▸ Task objective
Reproduce, character for character, the lines below from the first through the one with "#f0c6e4 0%, #e78bd1". Leave pictures out.

"""

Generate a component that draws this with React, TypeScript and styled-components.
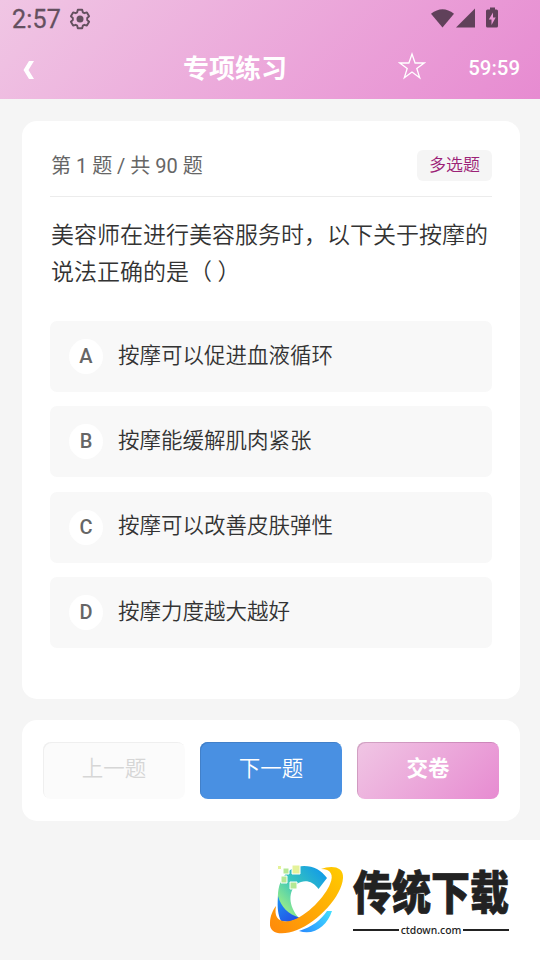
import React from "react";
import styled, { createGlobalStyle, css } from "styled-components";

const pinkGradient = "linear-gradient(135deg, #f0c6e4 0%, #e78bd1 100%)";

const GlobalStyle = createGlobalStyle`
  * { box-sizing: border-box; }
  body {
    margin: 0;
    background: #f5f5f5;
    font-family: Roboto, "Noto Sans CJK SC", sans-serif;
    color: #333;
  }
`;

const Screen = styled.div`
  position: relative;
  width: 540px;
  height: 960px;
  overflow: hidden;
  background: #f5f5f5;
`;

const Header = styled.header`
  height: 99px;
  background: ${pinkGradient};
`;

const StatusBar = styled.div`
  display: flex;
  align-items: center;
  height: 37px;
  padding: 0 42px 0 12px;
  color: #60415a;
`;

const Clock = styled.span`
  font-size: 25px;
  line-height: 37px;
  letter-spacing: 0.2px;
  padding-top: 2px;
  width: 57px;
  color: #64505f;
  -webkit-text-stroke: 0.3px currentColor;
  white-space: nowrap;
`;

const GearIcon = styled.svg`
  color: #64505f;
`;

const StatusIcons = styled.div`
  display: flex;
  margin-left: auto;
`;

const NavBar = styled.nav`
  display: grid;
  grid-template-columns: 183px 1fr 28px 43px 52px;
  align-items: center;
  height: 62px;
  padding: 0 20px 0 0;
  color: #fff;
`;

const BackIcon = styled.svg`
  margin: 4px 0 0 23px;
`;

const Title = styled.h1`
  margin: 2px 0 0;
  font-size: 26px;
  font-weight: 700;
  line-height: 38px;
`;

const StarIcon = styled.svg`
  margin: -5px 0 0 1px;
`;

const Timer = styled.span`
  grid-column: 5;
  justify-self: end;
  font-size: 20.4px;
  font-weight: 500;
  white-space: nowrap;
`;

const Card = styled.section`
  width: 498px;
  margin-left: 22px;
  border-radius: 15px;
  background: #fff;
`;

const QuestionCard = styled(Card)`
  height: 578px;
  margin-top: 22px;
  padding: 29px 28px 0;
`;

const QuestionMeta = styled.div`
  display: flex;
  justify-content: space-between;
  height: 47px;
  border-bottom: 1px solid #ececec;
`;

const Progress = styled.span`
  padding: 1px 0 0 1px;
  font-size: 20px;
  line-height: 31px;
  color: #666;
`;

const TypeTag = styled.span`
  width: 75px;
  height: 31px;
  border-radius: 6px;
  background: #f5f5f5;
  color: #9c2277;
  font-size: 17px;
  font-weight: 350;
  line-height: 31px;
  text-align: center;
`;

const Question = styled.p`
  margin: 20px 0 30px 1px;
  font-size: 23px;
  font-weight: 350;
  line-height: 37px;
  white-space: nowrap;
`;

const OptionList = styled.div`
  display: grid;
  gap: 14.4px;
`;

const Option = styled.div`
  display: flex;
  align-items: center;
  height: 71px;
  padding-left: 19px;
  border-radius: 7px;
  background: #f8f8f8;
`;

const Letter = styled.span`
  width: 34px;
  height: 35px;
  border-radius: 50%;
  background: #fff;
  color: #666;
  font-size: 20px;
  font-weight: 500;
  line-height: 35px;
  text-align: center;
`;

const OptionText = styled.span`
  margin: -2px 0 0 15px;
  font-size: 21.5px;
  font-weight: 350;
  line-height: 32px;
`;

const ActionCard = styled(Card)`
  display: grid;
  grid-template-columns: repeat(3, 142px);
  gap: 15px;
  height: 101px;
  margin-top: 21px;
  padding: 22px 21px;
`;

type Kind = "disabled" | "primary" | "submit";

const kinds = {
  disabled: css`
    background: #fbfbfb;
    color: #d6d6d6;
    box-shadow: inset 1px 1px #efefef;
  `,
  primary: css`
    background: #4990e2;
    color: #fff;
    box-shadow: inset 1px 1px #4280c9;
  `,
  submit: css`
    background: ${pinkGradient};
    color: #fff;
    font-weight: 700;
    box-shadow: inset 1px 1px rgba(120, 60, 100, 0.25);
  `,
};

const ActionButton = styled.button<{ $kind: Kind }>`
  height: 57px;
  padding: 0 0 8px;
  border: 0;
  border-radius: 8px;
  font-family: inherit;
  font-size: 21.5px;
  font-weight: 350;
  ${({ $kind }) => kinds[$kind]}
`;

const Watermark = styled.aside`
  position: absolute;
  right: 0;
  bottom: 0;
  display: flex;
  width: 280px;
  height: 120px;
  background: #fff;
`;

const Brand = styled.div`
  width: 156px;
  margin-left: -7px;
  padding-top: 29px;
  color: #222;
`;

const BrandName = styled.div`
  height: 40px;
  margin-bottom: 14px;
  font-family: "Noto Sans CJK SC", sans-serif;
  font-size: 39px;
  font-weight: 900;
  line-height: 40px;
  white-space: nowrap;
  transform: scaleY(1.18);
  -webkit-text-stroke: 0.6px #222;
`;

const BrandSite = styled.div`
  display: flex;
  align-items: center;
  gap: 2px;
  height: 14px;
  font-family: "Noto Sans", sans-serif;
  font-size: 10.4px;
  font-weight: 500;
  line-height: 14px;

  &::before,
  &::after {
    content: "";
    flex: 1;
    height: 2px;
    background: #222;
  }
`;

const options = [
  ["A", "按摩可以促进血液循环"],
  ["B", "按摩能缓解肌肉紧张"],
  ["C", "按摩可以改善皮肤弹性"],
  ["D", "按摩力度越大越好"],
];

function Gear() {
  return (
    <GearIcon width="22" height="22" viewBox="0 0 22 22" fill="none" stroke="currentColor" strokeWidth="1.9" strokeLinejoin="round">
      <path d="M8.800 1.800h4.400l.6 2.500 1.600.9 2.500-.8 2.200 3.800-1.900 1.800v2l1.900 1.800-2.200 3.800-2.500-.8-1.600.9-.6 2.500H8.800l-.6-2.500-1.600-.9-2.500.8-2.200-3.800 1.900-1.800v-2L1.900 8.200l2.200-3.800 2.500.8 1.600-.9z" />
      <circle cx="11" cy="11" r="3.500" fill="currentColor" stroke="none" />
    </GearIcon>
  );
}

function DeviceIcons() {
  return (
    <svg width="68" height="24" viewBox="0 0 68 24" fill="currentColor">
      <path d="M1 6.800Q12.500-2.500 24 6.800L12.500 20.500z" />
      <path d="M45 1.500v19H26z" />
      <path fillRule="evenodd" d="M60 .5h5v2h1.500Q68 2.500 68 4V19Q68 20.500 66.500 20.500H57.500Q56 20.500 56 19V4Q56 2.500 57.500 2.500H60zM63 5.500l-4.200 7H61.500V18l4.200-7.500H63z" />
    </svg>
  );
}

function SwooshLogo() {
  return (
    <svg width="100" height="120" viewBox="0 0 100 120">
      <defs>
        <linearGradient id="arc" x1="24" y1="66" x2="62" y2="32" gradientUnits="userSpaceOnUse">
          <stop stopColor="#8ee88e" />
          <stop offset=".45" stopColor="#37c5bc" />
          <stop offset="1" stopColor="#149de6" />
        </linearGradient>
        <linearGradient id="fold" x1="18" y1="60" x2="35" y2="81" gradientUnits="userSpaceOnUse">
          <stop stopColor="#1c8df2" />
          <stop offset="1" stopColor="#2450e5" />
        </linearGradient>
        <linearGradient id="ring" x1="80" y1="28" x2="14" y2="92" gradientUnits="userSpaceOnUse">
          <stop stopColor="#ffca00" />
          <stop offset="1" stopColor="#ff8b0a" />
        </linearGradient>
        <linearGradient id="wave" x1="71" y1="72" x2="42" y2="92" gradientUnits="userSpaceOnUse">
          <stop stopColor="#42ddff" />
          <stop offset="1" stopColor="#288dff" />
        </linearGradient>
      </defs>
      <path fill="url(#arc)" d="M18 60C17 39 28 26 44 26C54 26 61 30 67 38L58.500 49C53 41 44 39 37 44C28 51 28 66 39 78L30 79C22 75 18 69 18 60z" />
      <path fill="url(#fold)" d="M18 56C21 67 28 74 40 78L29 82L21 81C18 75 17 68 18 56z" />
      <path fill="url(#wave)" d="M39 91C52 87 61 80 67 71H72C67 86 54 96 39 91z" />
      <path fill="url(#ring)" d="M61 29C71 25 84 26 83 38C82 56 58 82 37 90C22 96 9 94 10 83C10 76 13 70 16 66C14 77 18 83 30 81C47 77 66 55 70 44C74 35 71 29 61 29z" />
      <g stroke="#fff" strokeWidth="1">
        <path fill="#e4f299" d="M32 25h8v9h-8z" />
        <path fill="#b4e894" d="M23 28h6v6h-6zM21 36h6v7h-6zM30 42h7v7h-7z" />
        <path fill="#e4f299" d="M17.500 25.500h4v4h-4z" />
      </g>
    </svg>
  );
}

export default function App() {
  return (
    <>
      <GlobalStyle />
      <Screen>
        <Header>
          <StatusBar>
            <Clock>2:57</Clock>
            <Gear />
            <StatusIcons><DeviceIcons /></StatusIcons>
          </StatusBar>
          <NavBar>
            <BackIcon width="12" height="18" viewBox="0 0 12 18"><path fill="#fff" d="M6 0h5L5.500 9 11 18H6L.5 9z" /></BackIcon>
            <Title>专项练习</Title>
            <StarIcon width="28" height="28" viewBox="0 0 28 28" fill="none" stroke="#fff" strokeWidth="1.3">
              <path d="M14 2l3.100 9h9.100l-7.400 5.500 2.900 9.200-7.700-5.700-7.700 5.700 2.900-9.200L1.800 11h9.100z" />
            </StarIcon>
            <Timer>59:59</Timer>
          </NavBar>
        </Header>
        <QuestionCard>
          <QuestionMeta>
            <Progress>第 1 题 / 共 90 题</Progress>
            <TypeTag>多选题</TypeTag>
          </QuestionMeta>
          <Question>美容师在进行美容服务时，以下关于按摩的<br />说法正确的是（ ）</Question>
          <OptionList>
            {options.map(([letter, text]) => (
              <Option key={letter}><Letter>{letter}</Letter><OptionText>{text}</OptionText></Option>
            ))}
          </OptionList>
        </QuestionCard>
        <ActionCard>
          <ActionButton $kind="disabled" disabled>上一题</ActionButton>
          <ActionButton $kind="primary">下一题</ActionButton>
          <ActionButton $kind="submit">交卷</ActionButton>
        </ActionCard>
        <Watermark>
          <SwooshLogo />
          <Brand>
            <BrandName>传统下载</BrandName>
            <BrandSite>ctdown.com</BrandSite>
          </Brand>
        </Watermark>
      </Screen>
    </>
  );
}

"""

▸ Problem solution
Generate a component that draws this with React, TypeScript and styled-components.
import React from "react";
import styled, { createGlobalStyle, css } from "styled-components";

const pinkGradient = "linear-gradient(135deg, #f0c6e4 0%, #e78bd1 100%)";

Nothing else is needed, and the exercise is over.